Второе нововведение – расширение полномочий религиоведческой экспертизы – производит очень неприятное впечатление. Само по себе желание чиновников в любой момент проверять организации именно в религиоведческом плане настораживает, так как цель таких проверок неясна. Похоже, законопроект призван частично легализовать неоднократно раскритикованный приказ Минюста, изданный в феврале 2009 года, но делает это крайне невнятно и противоречиво.

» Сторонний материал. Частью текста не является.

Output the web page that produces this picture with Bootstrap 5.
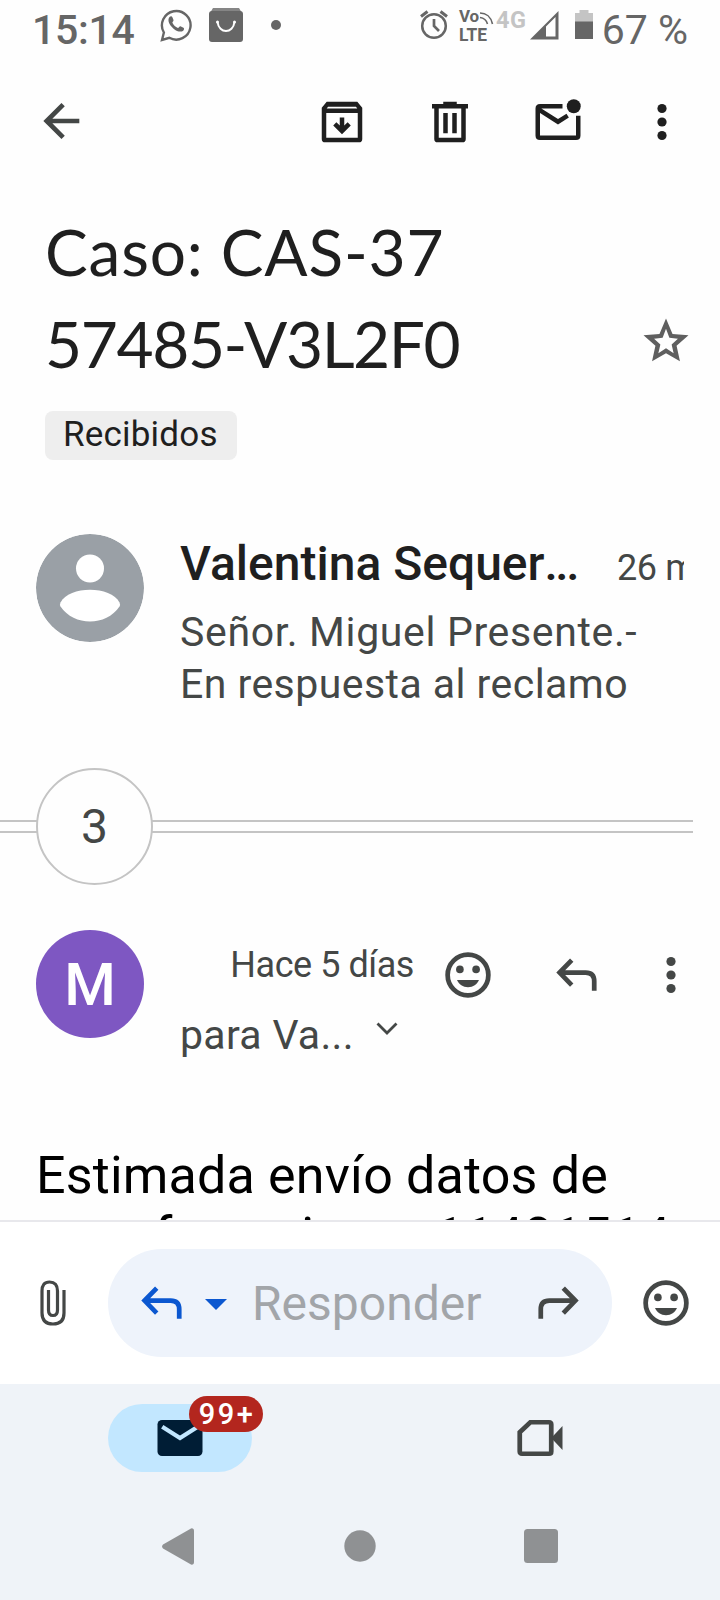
<!DOCTYPE html>
<html lang="es">
<head>
<meta charset="utf-8">
<meta name="viewport" content="width=device-width, initial-scale=1">
<title>Caso: CAS-3757485-V3L2F0</title>
<link href="https://cdn.jsdelivr.net/npm/bootstrap@5.3.0/dist/css/bootstrap.min.css" rel="stylesheet">
<style>
body{font-family:Roboto,"Liberation Sans",sans-serif;color:#1f1f1f;background:#fefefe;width:720px;height:1600px;overflow:hidden}
svg{display:block;flex:none}
.ic{width:54px;height:54px;fill:currentColor}
.soft{color:#444746}
.mail-view{height:1220px}
.statusbar{height:60px;color:#666;padding:0 32px 0 32px}
.clock{font-size:41px;font-weight:500;line-height:60px;white-space:pre}
.tiny{overflow:visible}
.actions{height:123px;padding:0 31px 0 35px}
.subject{font-family:Lato,sans-serif;font-size:64px;line-height:92px;font-weight:400;margin:23px 0 0}
.subject span{display:block}
.chip{width:192px;height:49px;background:#eee;border-radius:8px;margin:21px 0 0 45px;font-size:35px;line-height:48px;padding-left:18px;letter-spacing:.2px}
.avatar{width:108px;height:108px;flex:none;border-radius:50%}
.msg{padding:0 36px}
.sender{font-size:48px;line-height:56px;font-weight:500}
.ago{font-size:36px;white-space:nowrap}
.snippet{font-size:41px;line-height:52px;margin-top:14px;white-space:nowrap}
.thread{height:117px;margin-top:58px;width:693px;padding-left:36px}
.rails{left:0;right:0;top:52px;height:13px;border:solid #c4c4c4;border-width:2px 0}
.count{width:117px;height:117px;border:2px solid #c4c4c4;background:#fefefe;font-size:48px}
.initial{background:#7e57c2;color:#fff;font-size:59px;font-weight:500;padding-top:2px}
.body-text{font-size:52px;line-height:61px;color:#000;padding-left:36px;white-space:nowrap;letter-spacing:.18px}
.composer{height:164px;border-top:2px solid #e8e8ec;background:#fff}
.reply-pill{width:504px;height:108px;background:#eef3fb}
.hint{font-size:48px;color:#a2a5a9}
.tabs{height:108px;background:#eff3f8}
.tab-on{width:144px;height:68px;background:#c2e7ff;color:#001d35}
.count-badge{left:81px;top:-8px;width:74px;height:36px;background:#b3261e;color:#fff;font-size:29px;line-height:36px;font-weight:500;letter-spacing:2.5px;padding-left:2px}
.sysnav{height:108px;background:#eff3f8;color:#8f9193}
</style>
</head>
<body>
<svg width="0" height="0" class="position-absolute">
 <symbol id="more" viewBox="0 0 24 24"><circle cx="12" cy="6" r="2.05"/><circle cx="12" cy="12" r="2.05"/><circle cx="12" cy="18" r="2.05"/></symbol>
 <symbol id="smile" viewBox="0 0 24 24"><circle cx="12" cy="12" r="9.050" fill="none" stroke="currentColor" stroke-width="2.100"/><circle cx="8.400" cy="9.500" r="1.700"/><circle cx="15.600" cy="9.500" r="1.700"/><path d="M7.100 14.200h9.800c-.9 2-2.600 3.200-4.900 3.200s-4-1.200-4.900-3.200z"/></symbol>
 <symbol id="reply" viewBox="0 0 24 24"><path d="M10.100 5.400 4.700 10.900 10.100 16.500M4.700 10.900H16.300Q20.100 10.900 20.100 14.800V19" fill="none" stroke="currentColor" stroke-width="2.100"/></symbol>
</svg>

<div class="mail-view overflow-hidden">
 <div class="statusbar d-flex align-items-center">
  <span class="clock" style="width:129px;letter-spacing:-.3px">15:14</span>
  <svg width="32" height="34" viewBox="0 0 32 34" style="margin-top:-10px"><path d="M2 32 3.900 24.500A14.300 14.300 0 1 1 9.300 29.800Z" fill="none" stroke="#666" stroke-width="2.400"/><path d="M9.500 9c1.300-1.200 2.500-.8 3 .5l1 2.600c.3 1-1.200 1.800-1.100 2.600 1.300 2.500 3 4.200 5.500 5.200.9.100 1.600-1.900 2.600-1.600l3 1.500c1.100.6.5 2.400-.6 3.100-2.300 1.500-5.900.6-9.600-2.500-3.700-3.200-6.400-8.200-3.800-11.400z" fill="#666"/></svg>
  <svg width="34" height="34" viewBox="0 0 34 34" style="margin:-10px 0 0 17px"><path d="M4 0H30L33 5H1Z" fill="#858585"/><rect y="3" width="34" height="31" rx="3" fill="#666"/><path d="M8.500 14C10 26 24 26 25.500 14" fill="none" stroke="#fff" stroke-width="2"/><circle cx="8.500" cy="14" r="1.500" fill="#fff"/><circle cx="25.500" cy="14" r="1.500" fill="#fff"/></svg>
  <svg width="10" height="10" style="margin:-10px 0 0 28px"><circle cx="5" cy="5" r="5" fill="#666"/></svg>
  <svg width="28" height="30" viewBox="0 0 28 30" fill="none" stroke="#666" style="margin:-10px 0 0 139px"><circle cx="14" cy="16" r="11.800" stroke-width="2.500"/><path d="M14 9v7l5 5" stroke-width="2.700"/><path d="M1 6.500 7.500 1.500M27 6.500 20.500 1.500" stroke-width="3"/></svg>
  <svg class="tiny" width="36" height="34" viewBox="0 0 36 34" fill="#666" style="margin:-8px 0 0 11px"><text x="0" y="12.500" font-size="17" font-weight="700" textLength="20">Vo</text><text x="0" y="32" font-size="18" font-weight="700" textLength="28" lengthAdjust="spacingAndGlyphs">LTE</text><path d="M21 4c6 0 11 4 12.500 11M21 8.500c4 .5 6.500 3 7.500 6.500" fill="none" stroke="#666" stroke-width="1.600"/></svg>
  <svg class="tiny" width="30" height="20" viewBox="0 0 30 20" fill="#c4c4c4" style="margin:-20px 0 0 1px"><text x="0" y="17.500" font-size="23.500" font-weight="700" textLength="30">4G</text></svg>
  <svg width="29" height="29" viewBox="0 0 29 29" style="margin:-9px 0 0 4px"><path fill="#666" fill-rule="evenodd" d="M0 28.500 28.500 0V28.500ZM16 15.500V25.500H25.500V6Z"/></svg>
  <svg width="18" height="30" viewBox="0 0 18 30" style="margin:-11px 0 0 16px"><path d="M0 3H4.500V0H13.500V3H18V12H0Z" fill="#c4c4c4"/><path d="M0 11.500H18V29H0Z" fill="#666"/></svg>
  <span class="clock" style="margin-left:9px;font-weight:400">67 %</span>
 </div>

 <div class="actions d-flex align-items-center">
  <svg class="ic soft me-auto" viewBox="0 0 24 24" style="margin-top:-2px"><path d="M19.700 12H5M12.500 4.700 5.200 12l7.300 7.300" fill="none" stroke="currentColor" stroke-width="2.100"/></svg>
  <svg class="ic" viewBox="0 0 24 24"><path fill-rule="evenodd" d="M5.200 3H18.800L21 5.700V19.500Q21 21 19.500 21H4.500Q3 21 3 19.500V5.700ZM5.800 5.200 5.200 6H18.800L18.200 5.200ZM5 8V19H19V8Z"/><path d="M11 10h2v3.500l1.500-1.400 1.400 1.400L12 17.400l-3.900-3.900 1.400-1.400 1.500 1.400z"/></svg>
  <svg class="ic" viewBox="0 0 24 24" style="margin-left:54px"><path fill-rule="evenodd" d="M4 4H9V3H15V4H20V6H19V19.500Q19 21 17.500 21H6.500Q5 21 5 19.500V6H4ZM7 6V19H17V6Z"/><path d="M9 8h2v9H9zM13 8h2v9h-2z"/></svg>
  <svg class="ic" viewBox="0 0 24 24" style="margin-left:54px"><path d="M14 5H4Q3 5 3 6V18Q3 19 4 19H20Q21 19 21 18V9.200M3 6.200 12 11.900 16.300 9.200" fill="none" stroke="currentColor" stroke-width="2"/><circle cx="19" cy="5" r="3.100"/></svg>
  <svg class="ic" viewBox="0 0 24 24" style="margin-left:50px"><use href="#more"/></svg>
 </div>

 <div class="d-flex align-items-end justify-content-between" style="padding:0 27px 0 45px">
  <h1 class="subject"><span style="letter-spacing:.8px">Caso: CAS-37</span><span style="letter-spacing:-1.4px">57485-V3L2F0</span></h1>
  <svg class="ic" viewBox="0 0 24 24" style="margin-bottom:22px;color:#5f5f5f"><path fill-rule="evenodd" d="M12 2 14.900 8.900 22 9.400 16.700 14.100 18.200 21 12 17.400 5.800 21 7.300 14.100 2 9.400 9.100 8.900ZM12 6.600 10.500 10.600 6.700 11 9.500 13.500 8.600 17.400 12 15.200 15.400 17.400 14.500 13.500 17.300 11 13.500 10.600Z"/></svg>
 </div>
 <div class="chip">Recibidos</div>

 <div class="msg d-flex" style="margin-top:74px">
  <svg class="avatar" viewBox="0 0 108 108"><circle cx="54" cy="54" r="54" fill="#9aa0a6"/><circle cx="54" cy="34.500" r="14" fill="#fff"/><path d="M24.500 68.500C33 51.500 75 51.500 83.500 68.500Q84.500 70.500 83.500 72.500C70 92.500 38 92.500 24.500 72.500Q23.500 70.500 24.500 68.500Z" fill="#fff"/></svg>
  <div style="margin:2px 0 0 36px;width:504px">
   <div class="d-flex align-items-baseline overflow-hidden" style="height:56px">
    <span class="sender text-nowrap flex-shrink-0" style="width:437px">Valentina Sequer<span style="letter-spacing:-2.500px">...</span></span><span class="ago soft" style="line-height:40px;letter-spacing:-.4px">26 min</span>
   </div>
   <div class="snippet soft"><div style="letter-spacing:.65px">Señor. Miguel Presente.-</div><div style="letter-spacing:.45px">En respuesta al reclamo</div></div>
  </div>
 </div>

 <div class="thread position-relative">
  <div class="rails position-absolute"></div>
  <div class="count soft rounded-circle position-relative d-flex align-items-center justify-content-center">3</div>
 </div>

 <div class="msg d-flex" style="margin-top:45px;padding-right:22px">
  <div class="avatar initial d-flex align-items-center justify-content-center">M</div>
  <div class="soft" style="width:242px;margin-left:36px">
   <div class="ago text-end" style="line-height:50px;margin-top:10px;width:234px;letter-spacing:-.45px">Hace 5 días</div>
   <div class="d-flex align-items-center" style="margin-top:20px;font-size:41px;line-height:50px;white-space:nowrap">
    <span style="width:196px;letter-spacing:.3px">para Va...</span>
    <svg width="22" height="14" viewBox="0 0 22 14" style="margin-top:-13px"><path d="M1.500 1.500 11 11 20.500 1.500" fill="none" stroke="currentColor" stroke-width="2.800"/></svg>
   </div>
  </div>
  <div class="soft d-flex" style="margin:18px 0 0 19px;height:54px">
   <svg class="ic"><use href="#smile"/></svg>
   <svg class="ic" style="margin-left:54px"><use href="#reply"/></svg>
   <svg class="ic" style="margin-left:41px"><use href="#more"/></svg>
  </div>
 </div>
 <div class="body-text" style="margin-top:85px">Estimada envío datos de<br>transferencia no <span style="margin-left:8px">11481514</span></div>
</div>

<div class="composer soft d-flex align-items-center">
 <svg width="26" height="46" viewBox="0 0 26 46" style="margin-left:40px" fill="none" stroke="currentColor" stroke-width="3.200"><path d="M24 10V33Q24 44 13 44Q2 44 2 33V11Q2 2 9.500 2Q17.500 2 17.500 11V30Q17.500 35.500 13 35.500Q8.500 35.500 8.500 30V10"/></svg>
 <div class="reply-pill rounded-pill d-flex align-items-center" style="margin-left:42px">
  <svg class="ic" style="margin-left:26px;color:#0b57d0"><use href="#reply"/></svg>
  <svg width="22" height="11" style="margin:2px 25px 0 17px"><path d="M0 0H22L11 11Z" fill="#0b57d0"/></svg>
  <span class="hint" style="width:280px;padding-top:2px">Responder</span>
  <svg class="ic" style="transform:scaleX(-1)"><use href="#reply"/></svg>
 </div>
 <svg class="ic" style="margin-left:27px"><use href="#smile"/></svg>
</div>

<nav class="tabs d-flex">
 <div class="tab-on rounded-pill position-relative d-flex align-items-center justify-content-center" style="margin:20px 0 0 108px">
  <svg class="ic" viewBox="0 0 24 24"><rect x="2" y="4" width="20" height="16" rx="2"/><path d="M4.100 7 12 12 19.900 7" fill="none" stroke="#c2e7ff" stroke-width="1.900"/></svg>
  <span class="count-badge rounded-pill position-absolute text-center">99+</span>
 </div>
 <svg class="ic soft" viewBox="0 0 24 24" style="margin:27px 0 0 261px"><path d="M7.700 5H16Q17 5 17 6V18Q17 19 16 19H4Q3 19 3 18V9.500Z" fill="none" stroke="currentColor" stroke-width="2.100"/><path d="M17 12 22 6.700V17.300Z"/></svg>
</nav>
<div class="sysnav d-flex align-items-center">
 <svg width="33" height="37" viewBox="0 0 33 37" style="margin-left:162px" fill="currentColor"><path d="M1 16.500 29 .4Q32 0 32 3V34Q32 37 29 36.600L1 20.500Q-.8 18.500 1 16.500Z"/></svg>
 <svg width="32" height="32" style="margin-left:149px"><circle cx="16" cy="16" r="15.700" fill="currentColor"/></svg>
 <svg width="34" height="34" style="margin-left:148px"><rect width="34" height="34" rx="3.500" fill="currentColor"/></svg>
</div>
<script src="https://cdn.jsdelivr.net/npm/bootstrap@5.3.0/dist/js/bootstrap.bundle.min.js"></script>
</body>
</html>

Например, из приказа перекочевало упоминание наиболее удивительного предмета экспертизы, а именно – проверки соответствия религиозной практики заявленному вероучению (можно себе представить, как эксперты Минюста вникают в многообразие приходских и монастырских практик Русской Православной Церкви и решают, что здесь соответствует догматам и канонам, а что нет). Правда, в списке оснований для проведения экспертизы соответствующего пункта нет. Что это – поиски компромисса со стороны министерства или простая неаккуратность?
Легко предположить, что упрочение института религиоведческой экспертизы может быть нужно именно для проверки новых организаций по истечении 10-летнего испытательного срока, но почему-то об этом в законопроекте как раз ничего не сказано.
Подозрение в неаккуратности появляется и в связи с лишением религиозных образовательных учреждений статуса религиозных организаций. Вряд ли министерство хотело как-то ущемить, например, духовные академии РПЦ. Закрадывается подозрение, что «учреждения» понадобились в законопроекте вместо упраздняемых «групп», чтобы не отказываться от обобщающего понятия «религиозные объединения» и не переписывать все статьи закона. То есть опять дело именно в основном – первом – нововведении. Из-за которого не стоит паниковать, но которое стоит серьезно обсудить.
2011-10-19 / Александр Маркович Верховский - директор Информационно-аналитического центра "Сова".